Lukashenko Bans Consumer Price Increases as Belarus Aims to Bring Inflation Down to 7-8% in 2023

President of Belarus Alexander Lukashenko announced a ban on consumer price increases Thursday due to rampant inflationary pressures, according to the report by state media. Consumer prices in Belarus soared a whopping 18% compared to 2021.

“From today, any price increase is prohibited. Prohibited! “It starts today – not from tomorrow, but from today, so that prices cannot be inflated during the course of today.”

– said Belarus’ President Alexander Lukashenko

The decision comes as Lukashenko aims to push inflation levels down to 7-8% by 2023, he said.
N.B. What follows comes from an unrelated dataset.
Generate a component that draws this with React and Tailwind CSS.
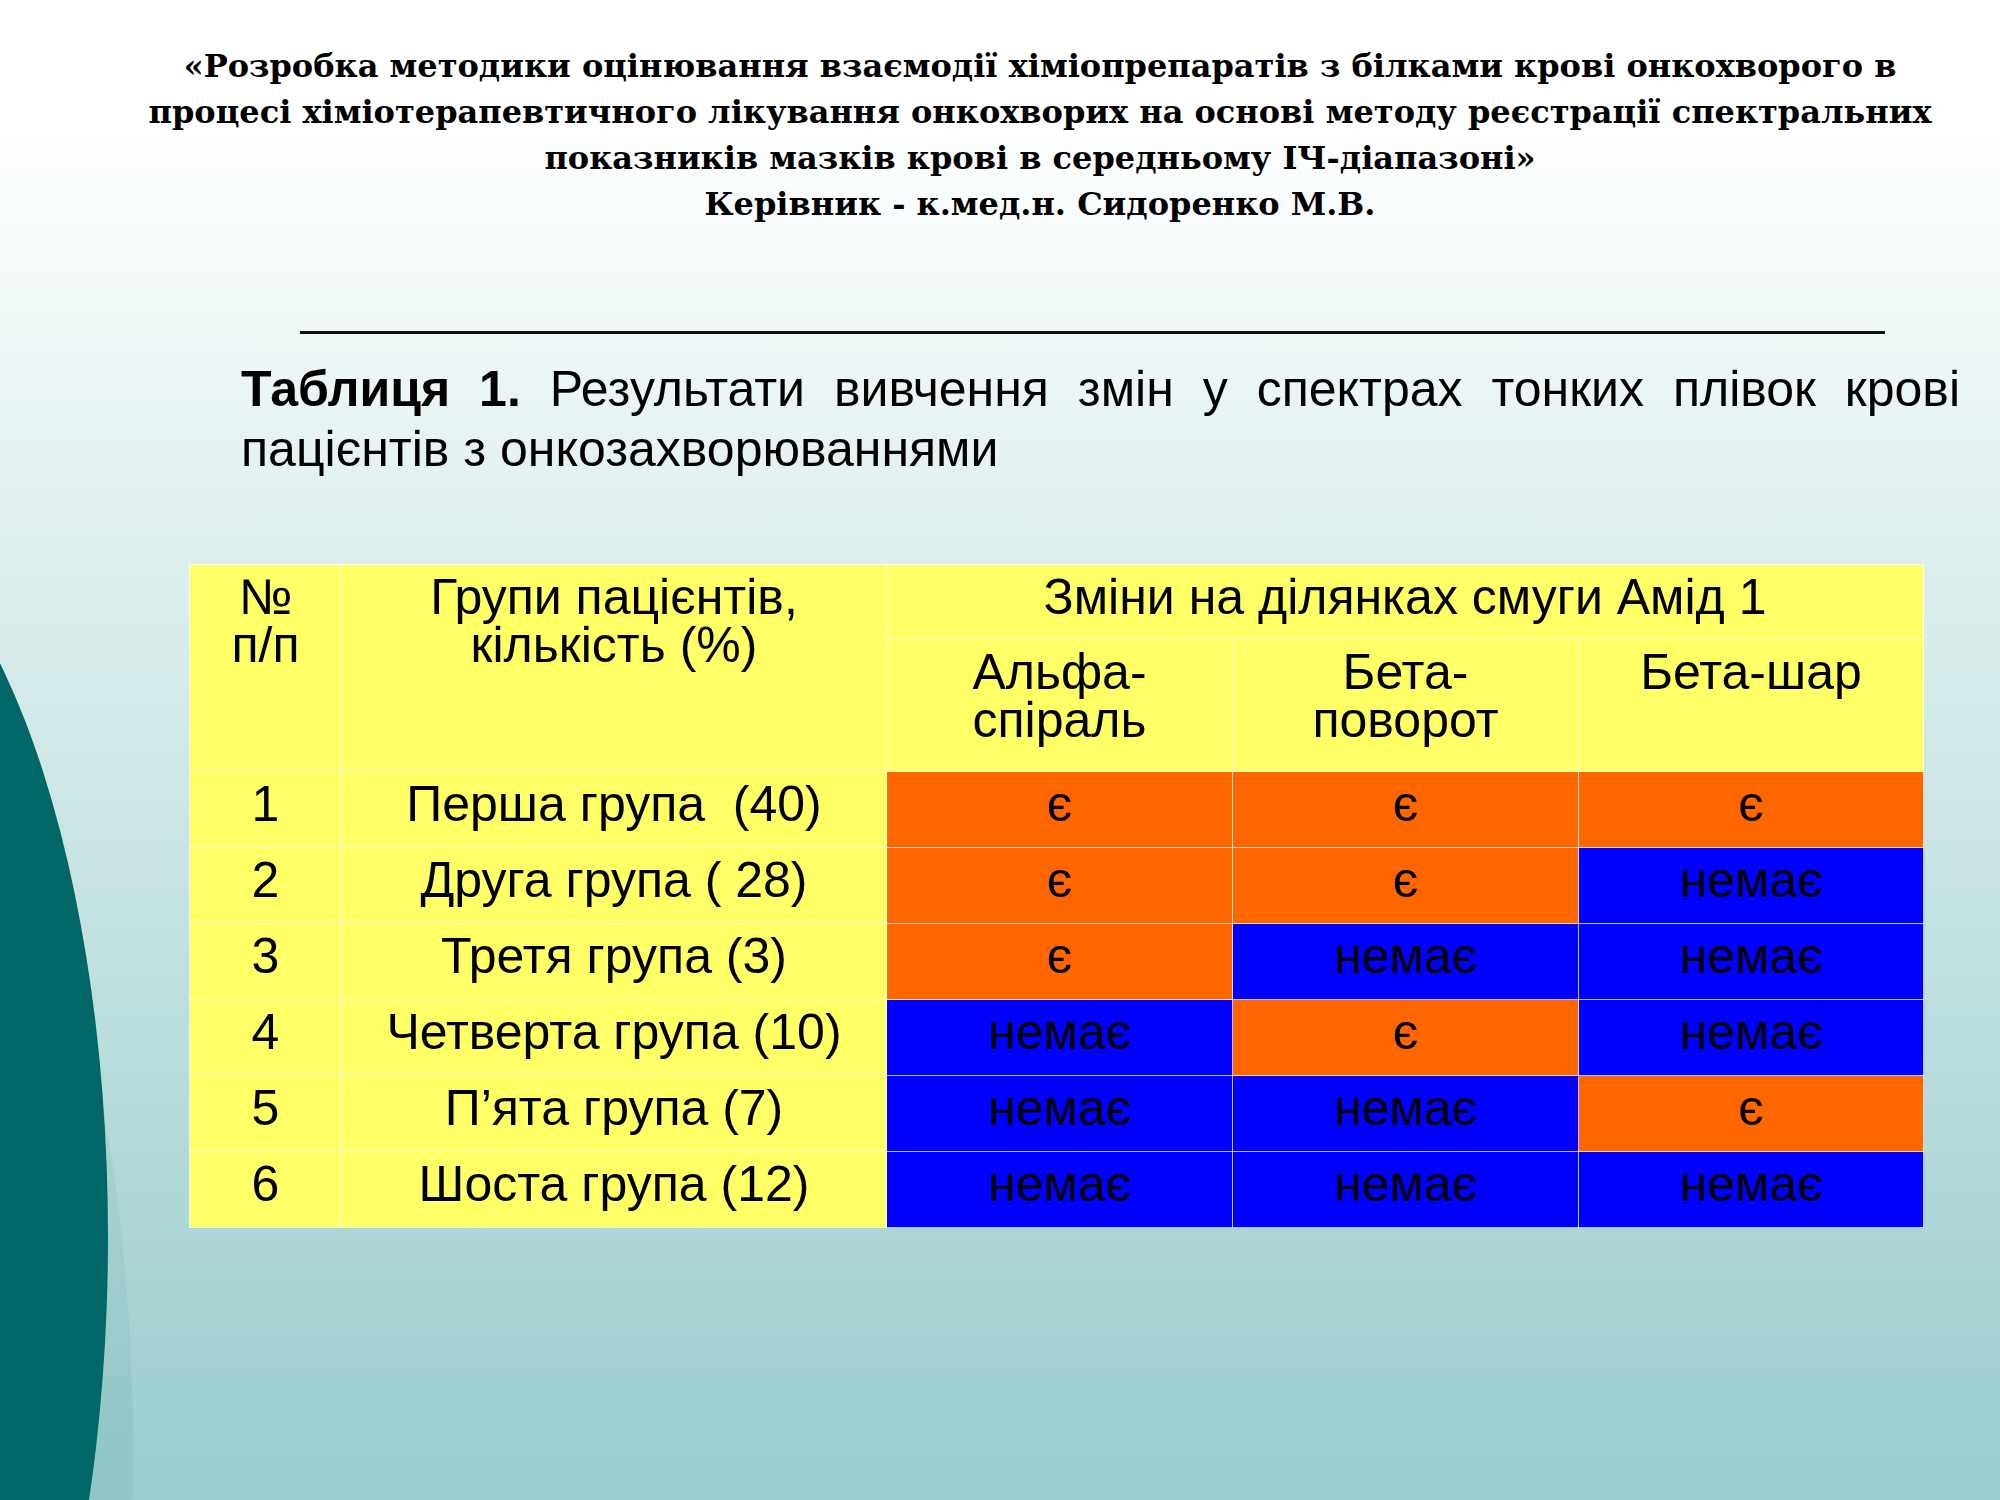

Belarus’ president said prices of meat, dairy products, and poultry spiked significantly over the past year and noted “there has been a shortage of eggs in recent days.”

The West has imposed a myriad of sanctions on Belarus for supporting Russia’s invasion of Ukraine and for a fierce crackdown following the elections in 2020. Belarus allowed Russian military troops to use its territory to invade Kyiv in February, which led to unprecedented sanctions by the U.S. and other Western countries against Moscow.

Lukashenko said inflation in Belarus was running at 13% between January and September and could jump to 19% by the end of 2022 if no action was taken. He also ordered the country’s central bank to create new proposals to tame inflation.

Belarus’ ban on consumer price rises underlines how much control authorities have in a centralized system. For that reason, decentralization seeks to reduce the power governments have over key performance indicators (KPIs) and on-chain data.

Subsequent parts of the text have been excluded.